+44

When Your Heart Stops Beating

Written by: PP on 08/11/2006 16:08:57

Tom DeLonge claimed the Angels & Airwaves album to be the best thing in music for a decade and surrounded his band with a massive publicity campaign months prior to release of their debut to desperately promote his album, which didn't have enough great material to satisfy the fans and flopped. Meanwhile, the other two thirds of Blink 182, namely Mark Hoppus and Travis Barker, weren't making much of a fuzz about their new band +44 and its upcoming debut "When Your Heart Stops Beating". Even today, one week before the release of the debut, I haven't seen too many interviews or ridiculous overstatements about their album. Instead, the guys seem to let their music speak for themselves, and rightly so, for +44 succeeds gloriously in everything that Angels & Airwaves failed so miserably on.

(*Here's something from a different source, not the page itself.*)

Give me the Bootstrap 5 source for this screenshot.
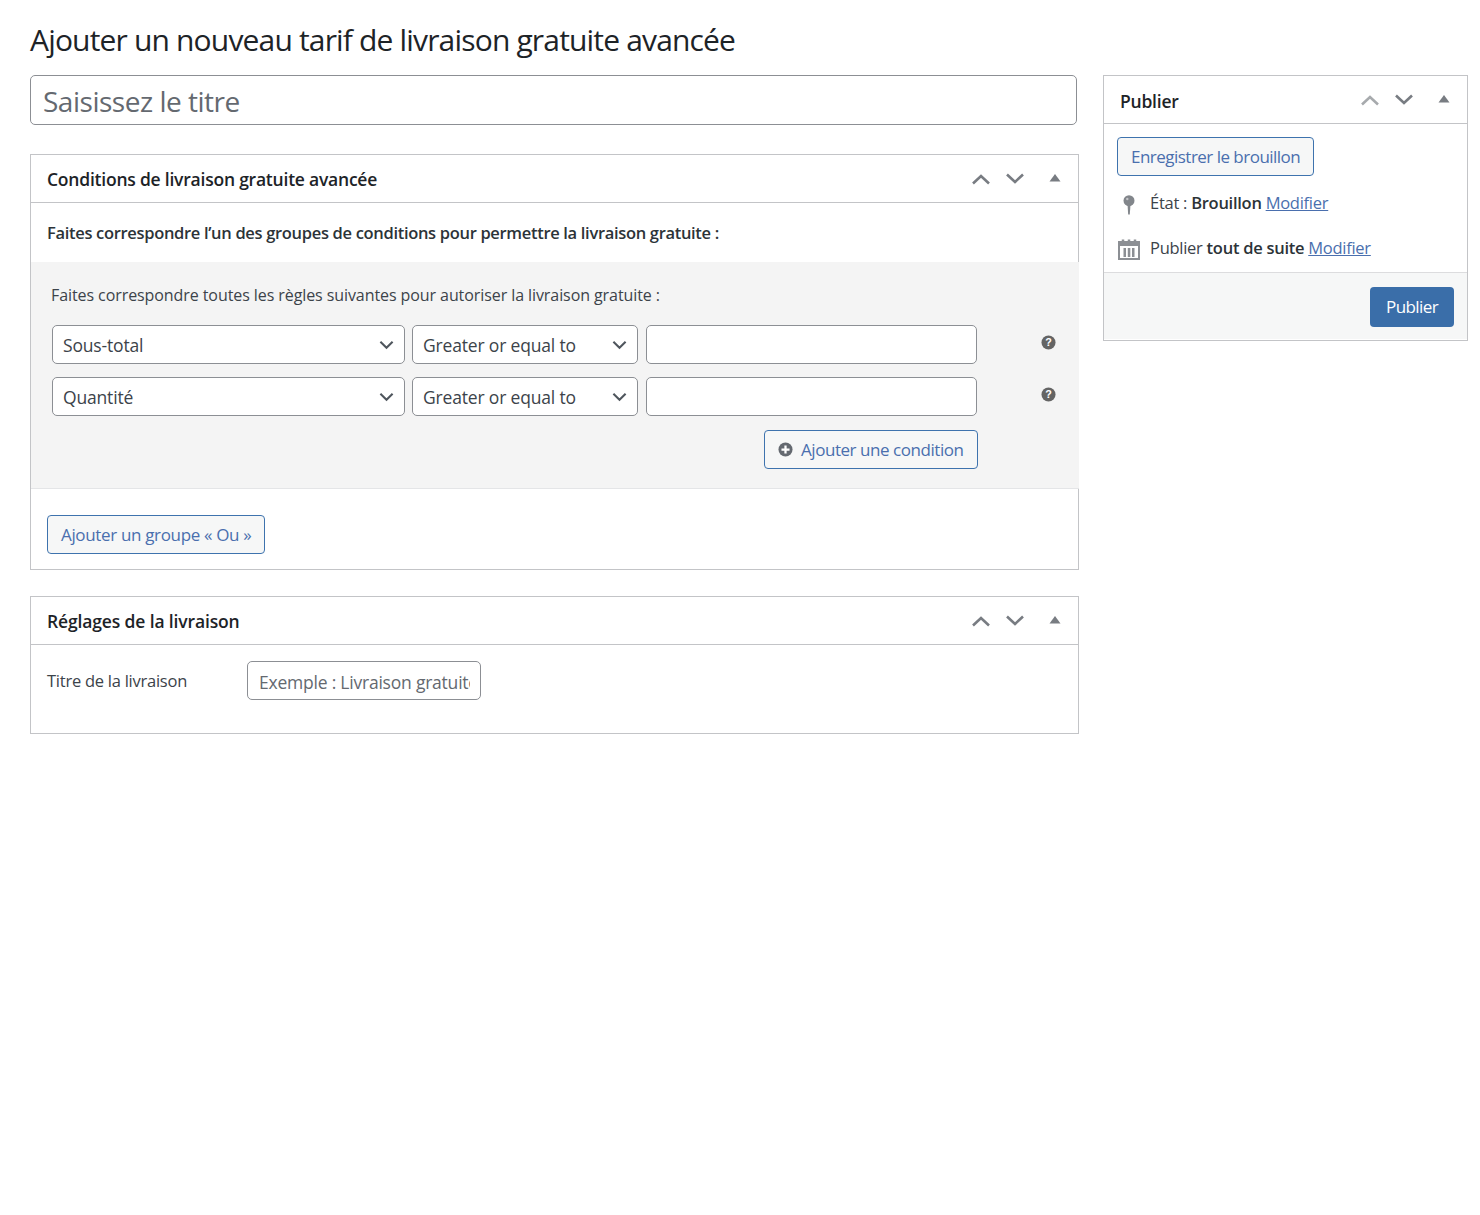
<!DOCTYPE html>
<html lang="fr"><head><meta charset="utf-8"><title>Ajouter un nouveau tarif</title>
<link href="https://cdn.jsdelivr.net/npm/bootstrap@5.3.0/dist/css/bootstrap.min.css" rel="stylesheet">
<style>
body{font-family:"Open Sans","Noto Sans",sans-serif;color:#3c434a;background:#fff;font-size:16px;letter-spacing:-.3px}
.wp-page{padding:0 12px 0 30px}
.page-h{font-size:30px;font-weight:400;color:#1d2327;line-height:40px;margin:0;padding:20px 0 15px;letter-spacing:-.83px}
.main-col{width:1049px;flex:none}
.side-col{width:365px;flex:none}
.title-in{display:block;width:1047px;height:50px;border:1px solid #8c8f94;border-radius:5px;font-size:28px;padding:2px 12px 0 12px;color:#3c434a;letter-spacing:-.48px}
.title-in::placeholder{color:#646970;opacity:1}
.box{border:1px solid #c3c4c7;background:#fff}
.box-head{height:48px;border-bottom:1px solid #c3c4c7;padding:0 12px 0 16px;color:#1d2327;font-weight:600;font-size:17.5px;letter-spacing:-.22px}
.head-txt{padding-top:1px}
.pub-box .head-txt{padding-top:4px}
.box-two .head-txt{letter-spacing:-.14px}
.box-one{margin-top:29px;height:416px}
.box-two{margin-top:26px;height:138px}
.arrows{gap:12px}
.ic-h{display:block}
.tri-ic{margin-left:6px}
.lead-row{height:59px;padding:2px 16px 0;font-weight:600;font-size:16.5px;color:#2c3338;letter-spacing:-.32px}
.group-zone{background:#f4f4f4;height:227px;margin-right:-1px;padding:22px 21px 0;border-bottom:1px solid #e4e5e7}
.group-lead{font-size:16px;line-height:22px;margin:0 0 19px -1px;letter-spacing:-.08px}
.rule-row{height:39px;margin-bottom:13px}
.sel{height:39px;border:1px solid #8c8f94;border-radius:5px;font-size:17.5px;color:#3c434a;padding:1px 30px 0 10px;letter-spacing:-.17px;background-image:url("data:image/svg+xml,%3csvg xmlns='http://www.w3.org/2000/svg' viewBox='0 0 16 10'%3e%3cpath fill='none' stroke='%2350575e' stroke-width='2.200' d='M1.500 1.500 8 8l6.500-6.500'/%3e%3c/svg%3e");background-size:15px 10px;background-position:right 10px center}
.sel-a{width:353px}
.sel-b{width:226px;margin-left:7px}
.val-in{width:331px;height:39px;border:1px solid #8c8f94;border-radius:5px;margin-left:8px;background:#fff}
.help-ic{margin-left:64px;margin-top:-5px}
.wp-btn{height:39px;border:1px solid #3e73ae;border-radius:4px;background:#f6f7f7;color:#4a6fae;font-size:17px;padding:0 13px;white-space:nowrap;letter-spacing:-.34px}
.add-cond{margin-left:712px;margin-top:1px;gap:8px;letter-spacing:-.45px}
.draft-btn{letter-spacing:-.52px}
.or-zone{padding:26px 16px 0}
.ship-row{padding:16px 16px 0}
.ship-lab{width:200px;font-size:16.5px;letter-spacing:-.25px;padding-top:1px}
.ship-in{width:234px;height:39px;border:1px solid #8c8f94;border-radius:5px;padding:2px 10px 0 11px;font-size:17.5px;letter-spacing:-.22px}
.ship-in::placeholder{color:#646970;opacity:1}
.pub-box{height:266px;margin-top:0}
.pub-body{padding:13px 13px 0;height:148px}
.meta-line{height:45px;font-size:16.5px;gap:10px;letter-spacing:-.27px}
.meta-line a{color:#4a6fae}
.meta-line b{font-weight:600;color:#2c3338}
.meta-ic{width:23px;flex:none;display:flex;justify-content:center}
.pin-wrap{padding-top:2px}
.first-meta{margin-top:5px}
.pub-foot{background:#f6f7f7;border-top:1px solid #dcdcde;height:67px;padding:14px 13px 0}
.pub-btn{height:40px;background:#3a6ea9;border:0;border-radius:4px;color:#fff;font-size:17px;padding:0 16px;letter-spacing:-.6px}
</style></head><body>
<div class="wp-page">
<h1 class="page-h">Ajouter un nouveau tarif de livraison gratuite avancée</h1>
<div class="d-flex gap-4 align-items-start">
 <div class="main-col">
  <input class="title-in" type="text" placeholder="Saisissez le titre">
  <section class="box box-one">
   <div class="box-head d-flex align-items-center justify-content-between">
    <span class="head-txt">Conditions de livraison gratuite avancée</span>
    <span class="d-flex align-items-center arrows">
     <svg class="ic-h" width="22" height="14" viewBox="0 0 22 14"><path d="M3 11.500 11 4l8 7.500" fill="none" stroke="#787c82" stroke-width="2.600"/></svg>
     <svg class="ic-h" width="22" height="14" viewBox="0 0 22 14"><path d="M3 2.500 11 10l8-7.500" fill="none" stroke="#787c82" stroke-width="2.600"/></svg>
     <svg class="ic-h tri-ic" width="22" height="14" viewBox="0 0 22 14"><path d="M11 2l5.500 7.500h-11z" fill="#787c82"/></svg>
    </span>
   </div>
   <div class="lead-row d-flex align-items-center">Faites correspondre l’un des groupes de conditions pour permettre la livraison gratuite :</div>
   <div class="group-zone">
    <p class="group-lead">Faites correspondre toutes les règles suivantes pour autoriser la livraison gratuite :</p>
    <div class="rule-row d-flex align-items-center">
     <select class="form-select sel sel-a"><option>Sous-total</option></select>
     <select class="form-select sel sel-b"><option>Greater or equal to</option></select>
     <input class="val-in" type="text">
     <svg class="help-ic" width="15" height="15" viewBox="0 0 16 16"><circle cx="8" cy="8" r="7.500" fill="#646464"/><text x="8" y="12" font-size="11.500" font-weight="700" text-anchor="middle" fill="#fff" font-family="Liberation Sans">?</text></svg>
    </div>
    <div class="rule-row d-flex align-items-center">
     <select class="form-select sel sel-a"><option>Quantité</option></select>
     <select class="form-select sel sel-b"><option>Greater or equal to</option></select>
     <input class="val-in" type="text">
     <svg class="help-ic" width="15" height="15" viewBox="0 0 16 16"><circle cx="8" cy="8" r="7.500" fill="#646464"/><text x="8" y="12" font-size="11.500" font-weight="700" text-anchor="middle" fill="#fff" font-family="Liberation Sans">?</text></svg>
    </div>
    <button class="wp-btn add-cond d-inline-flex align-items-center" type="button">
     <svg width="15" height="15" viewBox="0 0 16 16"><circle cx="8" cy="8" r="7.500" fill="#646970"/><path d="M8 3.700v8.600M3.700 8h8.600" stroke="#fff" stroke-width="2.400"/></svg>
     Ajouter une condition</button>
   </div>
   <div class="or-zone"><button class="wp-btn" type="button">Ajouter un groupe « Ou »</button></div>
  </section>
  <section class="box box-two">
   <div class="box-head d-flex align-items-center justify-content-between">
    <span class="head-txt">Réglages de la livraison</span>
    <span class="d-flex align-items-center arrows">
     <svg class="ic-h" width="22" height="14" viewBox="0 0 22 14"><path d="M3 11.500 11 4l8 7.500" fill="none" stroke="#787c82" stroke-width="2.600"/></svg>
     <svg class="ic-h" width="22" height="14" viewBox="0 0 22 14"><path d="M3 2.500 11 10l8-7.500" fill="none" stroke="#787c82" stroke-width="2.600"/></svg>
     <svg class="ic-h tri-ic" width="22" height="14" viewBox="0 0 22 14"><path d="M11 2l5.500 7.500h-11z" fill="#787c82"/></svg>
    </span>
   </div>
   <div class="ship-row d-flex align-items-center">
    <label class="ship-lab">Titre de la livraison</label>
    <input class="ship-in" type="text" placeholder="Exemple : Livraison gratuite">
   </div>
  </section>
 </div>
 <aside class="side-col">
  <section class="box pub-box">
   <div class="box-head d-flex align-items-center justify-content-between">
    <span class="head-txt">Publier</span>
    <span class="d-flex align-items-center arrows">
     <svg class="ic-h" width="22" height="14" viewBox="0 0 22 14"><path d="M3 11.500 11 4l8 7.500" fill="none" stroke="#a7aaad" stroke-width="2.600"/></svg>
     <svg class="ic-h" width="22" height="14" viewBox="0 0 22 14"><path d="M3 2.500 11 10l8-7.500" fill="none" stroke="#787c82" stroke-width="2.600"/></svg>
     <svg class="ic-h tri-ic" width="22" height="14" viewBox="0 0 22 14"><path d="M11 2l5.500 7.500h-11z" fill="#787c82"/></svg>
    </span>
   </div>
   <div class="pub-body">
    <button class="wp-btn draft-btn" type="button">Enregistrer le brouillon</button>
    <div class="meta-line first-meta d-flex align-items-center">
     <span class="meta-ic pin-wrap"><svg width="12" height="20" viewBox="0 0 12 20"><circle cx="6" cy="5.700" r="5.500" fill="#82868b"/><path d="M4.500 9h3l-.7 10.500H5.200z" fill="#82868b"/><circle cx="4.300" cy="4" r="1.200" fill="#c3c4c7"/></svg></span>
     <span>État : <b>Brouillon</b> <a href="#">Modifier</a></span>
    </div>
    <div class="meta-line d-flex align-items-center">
     <span class="meta-ic"><svg width="22" height="22" viewBox="0 0 22 22"><path d="M1 4h20v17H1z" fill="none" stroke="#8c8f94" stroke-width="2"/><path d="M1 4h20v4H1z" fill="#8c8f94"/><path d="M5 1.500v4M11 1.500v4M17 1.500v4" stroke="#8c8f94" stroke-width="2.500"/><path d="M5.500 10h2.500v9H5.500zM9.800 10h2.500v9H9.800zM14 10h2.500v9H14z" fill="#8c8f94"/></svg></span>
     <span>Publier <b>tout de suite</b> <a href="#">Modifier</a></span>
    </div>
   </div>
   <div class="pub-foot d-flex justify-content-end align-items-start"><button class="pub-btn" type="button">Publier</button></div>
  </section>
 </aside>
</div>
</div>
<script src="https://cdn.jsdelivr.net/npm/bootstrap@5.3.0/dist/js/bootstrap.bundle.min.js"></script>
</body></html>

So how do the post-Blink 182 guys sound like in their new band without Tom? Very eletronica pop punk. "Lycanthrope" has minor electronic keyboard portions on the background supporting the guitars and Mark's teenager-style vocals. The song kickstarts the album perfectly, matching pace with melody, and is followed by the best song on the album "Baby, Come On". Not that that's an objective choice at all, as the first half of the album is simply far too strong to not be puzzled over which song is the best. Is it the singalongable chorus "quit crying your eyes out baby come on!" on the aforementioned track, the electro-punk disco beat of the death-obsessed "When You're Heart Stops Beating", or perhaps the sudden chorus-explosions of the otherwise quiet ballad "Little Death" that makes any of these songs better than one another? Mark, Travis & co display wisdom on how to make even the slower songs sound interesting. It's the small changes in pace and pitch that seem insignificant but make all the difference in the world. Well that, and the easy accessibility of it all. You don't have to fight to get into any of the songs because the melodies are so catchy, the lyrics aren't trying to be deeper than they are, and the concept within each song is coherent. "Cliff Diving", for instance, is about a summer love which ends up not working in the end, and "No It Isn't" is a song directly about the Blink 182 fallout without any themes or meanings hidden behind the lyrics.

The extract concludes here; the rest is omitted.